Monday, September 29, 2014

31 Days of…STUFF


This will be my third year of linking up with The Nester’s 31 Days of writing series.

Two years ago I wrote 31 Days of Storytelling 

and last year 31 Days of Life.



Once again my 31 Days of…STUFF theme


leaves me all the open vagueness to write about any and everything I feel led to write.

I am not one to stay on topic.

Especially now that we have an addition going on to our house.



Two events at church to be planned.

A middle school musical to be rehearsed and performed.



Our family Halloween costumes to finish assembling.

Last year we were the characters from Gilligan’s Island.

And all while Monte continues to travel for work.

And Nigel refuses to accept that our den is gone 
and that our backyard is not something to be feared.

See?

I have some STUFF to write about this October.

Come back starting Wednesday to read

or sign up in the left hand column of my blog page to get my posts sent right to your email.

Wednesday, September 24, 2014

Killing Two Birds with One Stone

Two years ago when McDaniel was in the 8th grade, she decided to try out for the girls golf team.

There was only one other girl on the 8th grade team so they had to combine with the 7th graders to make up a whopping 7-member golf team.

McDaniel had never even swung a club before.

She took to it right away and ended up playing quite well overall.

Not that she didn’t have her moments.

One match, she came home and announced that she managed to hit a goose with her golf ball.

One of those huge black and white Canadian geese.



A girl from the opposing team gasped in horror.

McDaniel watched the goose half-limp, half-fly away.

Fast forward to this week.

Ellie is currently on the 7th/8th grade girls golf team which is so large it is split into an A and a B team.

McDaniel rode with me one evening to pick Ellie up from a golf match.

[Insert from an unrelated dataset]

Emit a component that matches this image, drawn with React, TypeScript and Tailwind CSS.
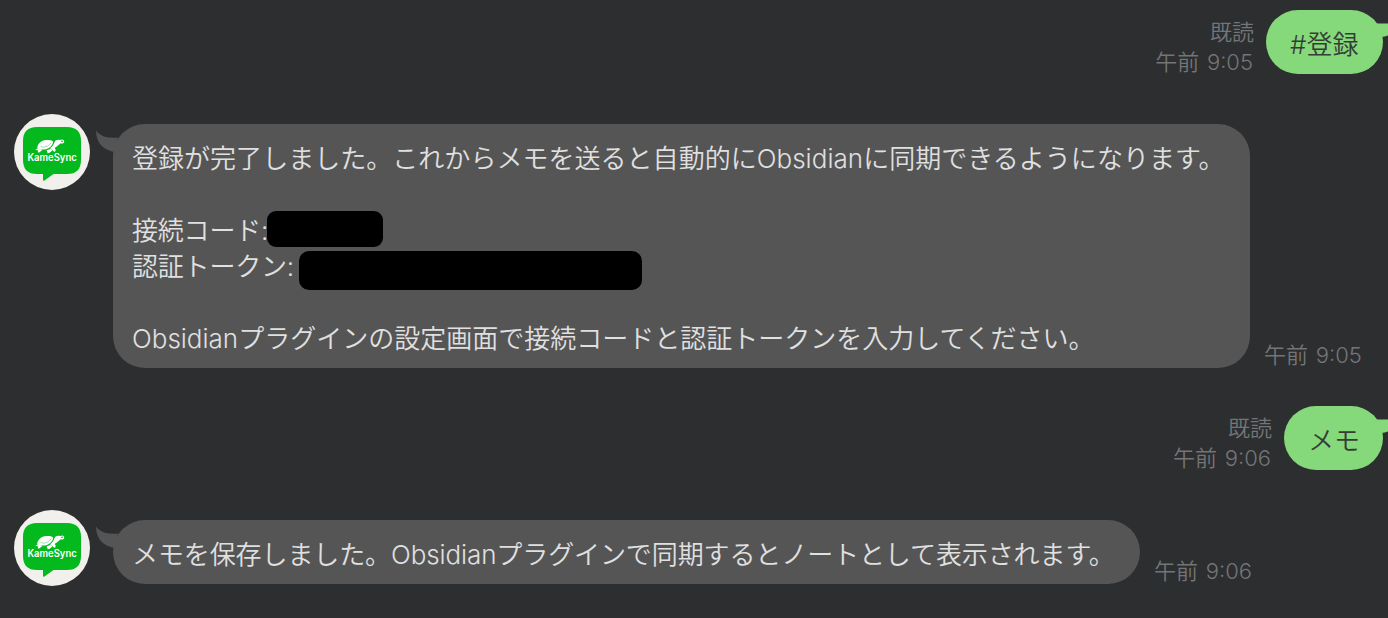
import type { ReactNode } from "react";

function Avatar() {
  return (
    <svg viewBox="0 0 76 76" className="size-[76px] shrink-0" role="img" aria-label="KameSync">
      <circle cx="38" cy="38" r="38" fill="#f2f0ec" />
      <path
        d="M23 13H53Q67 13 67 27V46Q67 60 53 60H39.5L30.5 66.5Q29 67.3 29 65.5V60H23Q9 60 9 46V27Q9 13 23 13Z"
        fill="#04b91e"
      />
      <g fill="#fff">
        <path d="M23.3 34.4C23 30.5 26.5 26.4 32 26C35 25.8 37.8 26.3 39 27.4C39.4 30.3 36 34.4 31 35.4C28.5 35.8 25.5 35.4 23.3 34.4Z" />
        <path d="M36 34.3C38.5 32.6 39.6 30.4 40.6 28C41.4 26 43.8 25.1 46 26L48.6 25.5C50.9 26.3 50.7 29 48.5 29.4L46.2 29.6C44.6 31.6 42.5 32.6 40.6 34.1C41.7 35.2 42.1 36.6 41 37.7C39.5 37.2 38.6 36.5 38 35.4Z" />
        <path d="M21.2 35.4L24.5 34.2L28.4 36L25.2 38.4Q24 38.7 23.8 37.9L24.2 36.4Z" />
        <path d="M32.6 36.2L37.3 34.8L38.2 36.5Q36.2 39 33.7 39.2Z" />
      </g>
      <path
        d="M26.5 32.6L30.2 33.2L34.4 31.6L37.2 28.8"
        fill="none"
        stroke="#04b91e"
        strokeWidth="0.4"
      />
      <circle cx="48" cy="27.4" r="0.8" fill="#04b91e" />
      <text
        x="13.4"
        y="46.8"
        textLength="49.4"
        lengthAdjust="spacingAndGlyphs"
        fill="#fff"
        fontSize="10"
        fontWeight="600"
        fontFamily="Inter, sans-serif"
      >
        KameSync
      </text>
    </svg>
  );
}

function Time({ value, read = false }: { value: string; read?: boolean }) {
  return (
    <div className="flex flex-col items-end text-[22px] leading-[30px] font-[350] [word-spacing:1.5px] whitespace-nowrap text-[#747577]">
      {read && <span>既読</span>}
      <span className={read ? "pr-px" : ""}>午前 {value}</span>
    </div>
  );
}

function Sent({ children, time }: { children: ReactNode; time: string }) {
  return (
    <div className="flex h-16 justify-end pr-[5px]">
      <div className="mr-3 pt-[7px]">
        <Time value={time} read />
      </div>
      <div className="relative flex items-center rounded-[32px] bg-[#86d97b] pt-[5px] pr-[25px] pl-6 text-[26px] leading-9 font-[350] whitespace-nowrap text-[#353d35]">
        {children}
        <svg className="absolute top-2 -right-[5px]" width="24" height="22" viewBox="0 0 24 22">
          <path d="M5 0L12 5.5H24V17.5Q21 18.8 17 19Z" fill="#86d97b" />
        </svg>
      </div>
    </div>
  );
}

function Received({ children, time }: { children: ReactNode; time: string }) {
  return (
    <div className="flex pl-[14px]">
      <div className="-mt-[10px] mr-[23px] -mb-[10px]">
        <Avatar />
      </div>
      <div className="relative rounded-[32px] bg-[#555555] pt-[17px] pb-[11px] pl-[19px] text-[26px] leading-9 font-[350] whitespace-nowrap text-[#e0e0e0]">
        <svg className="absolute top-[6px] -left-[17px]" width="30" height="24" viewBox="0 0 30 24">
          <path d="M0 .5C4 6 10 8.5 22 7.5L19 22C9 21 0 14 0 .5Z" fill="#555555" />
        </svg>
        {children}
      </div>
      <div className="-mb-[2px] ml-[14px] flex items-end">
        <Time value={time} />
      </div>
    </div>
  );
}

export default function App() {
  return (
    <main
      lang="ja"
      className="flex h-[618px] w-[1388px] flex-col overflow-hidden bg-[#2d2e30] pt-[10px] font-['Inter','Noto_Sans_CJK_JP',sans-serif]"
    >
      <Sent time="9:05">
        <div className="w-[68px]">#登録</div>
      </Sent>
      <div className="mt-[50px]">
        <Received time="9:05">
          <div className="w-[1118px]">
            <p className="tracking-[0.03px]">
              登録が完了しました。これからメモを送ると自動的にObsidianに同期できるようになります。
            </p>
            <div className="mt-9 flex h-9">
              <span className="w-[135px] tracking-[-0.2px]">接続コード:</span>
              <span className="-mt-[2px] h-9 w-[116px] rounded-[9px] bg-black" />
            </div>
            <div className="flex h-9">
              <span className="w-[167px] tracking-[-0.2px]">認証トークン:</span>
              <span className="mt-[2px] h-[39px] w-[343px] shrink-0 rounded-[10px] bg-black" />
            </div>
            <p className="mt-9">Obsidianプラグインの設定画面で接続コードと認証トークンを入力してください。</p>
          </div>
        </Received>
      </div>
      <div className="mt-[38px]">
        <Sent time="9:06">
          <div className="w-[50px]">メモ</div>
        </Sent>
      </div>
      <div className="mt-[50px]">
        <Received time="9:06">
          <p className="w-[1008px] tracking-[-0.1px]">
            メモを保存しました。Obsidianプラグインで同期するとノートとして表示されます。
          </p>
        </Received>
      </div>
    </main>
  );
}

She recounted the exact location of the goose hit at the very course we were driving away from.

Ellie and her friend and teammate listened intently and laughed from the back seat.

I may have even hollered out a,

“Don’t hit a goose!”

the next time I dropped them off at that course.

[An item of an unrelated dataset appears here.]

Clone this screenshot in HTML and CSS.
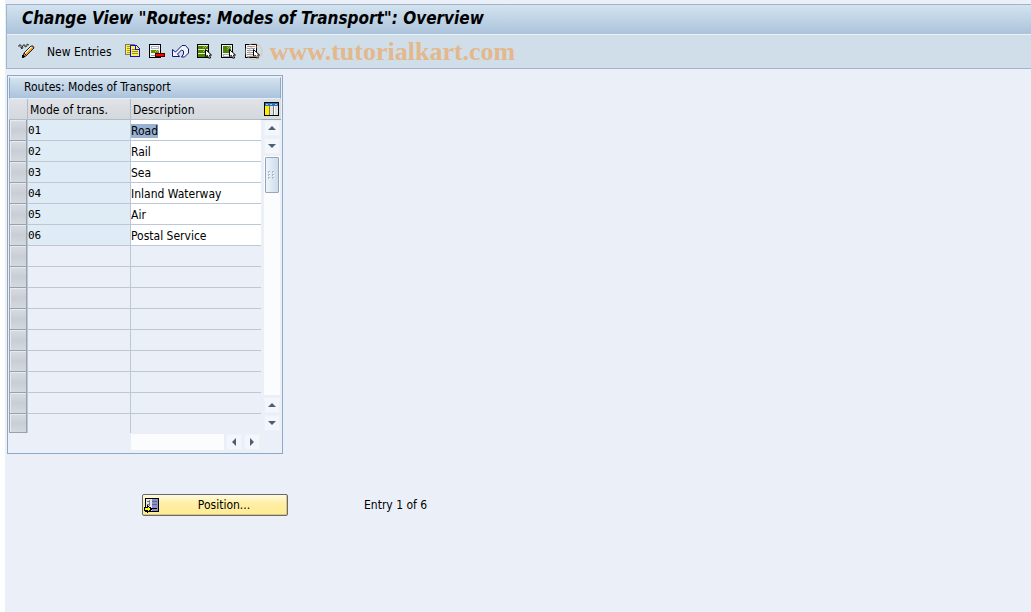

Tuesday night, it was my girlfriend’s turn for golf carpool.

Ellie was filled with excitement when she got in her car explaining that she had hit NOT ONE,

BUT TWO

geese.

With one golf ball.

I guess the golf ball ricocheted off of one goose and bonked the other one.

The rule in golf is that you have to play where the ball lands so Ellie had to 

“Shoo! Shoo!” 

the obviously honked off (pun intended) geese 

who were not interested AT ALL 
in quickly evacuating the scene.

They flapped their enormous wings and honked irritatedly at her and everything.

Not. Happy.

My friend said she would not have been that happy with a hole in one. Ellie ended up having a great round and got to one-up her sister’s single-goose hitting story.

Which is, you know, killing two birds with one stone.

I looked up the origin of that story and it is worth sharing:

In the Greek Mythology tale of Daedalus and Icarus. Daedalus is held captive by King Minos on Crete in a high tower. All he is able to see are high walls around him and large birds overhead awaiting his and his son, Icarus' demise. Daedalus devises a plan to throw stones at the birds in the hope of fashioning artificial wings to enable the pair to fly home. He finds, with his stone through a clever throwing motion, that he is able to strike one bird with the ricochet hitting a second bird, thus killing two birds with one stone. The rest is history.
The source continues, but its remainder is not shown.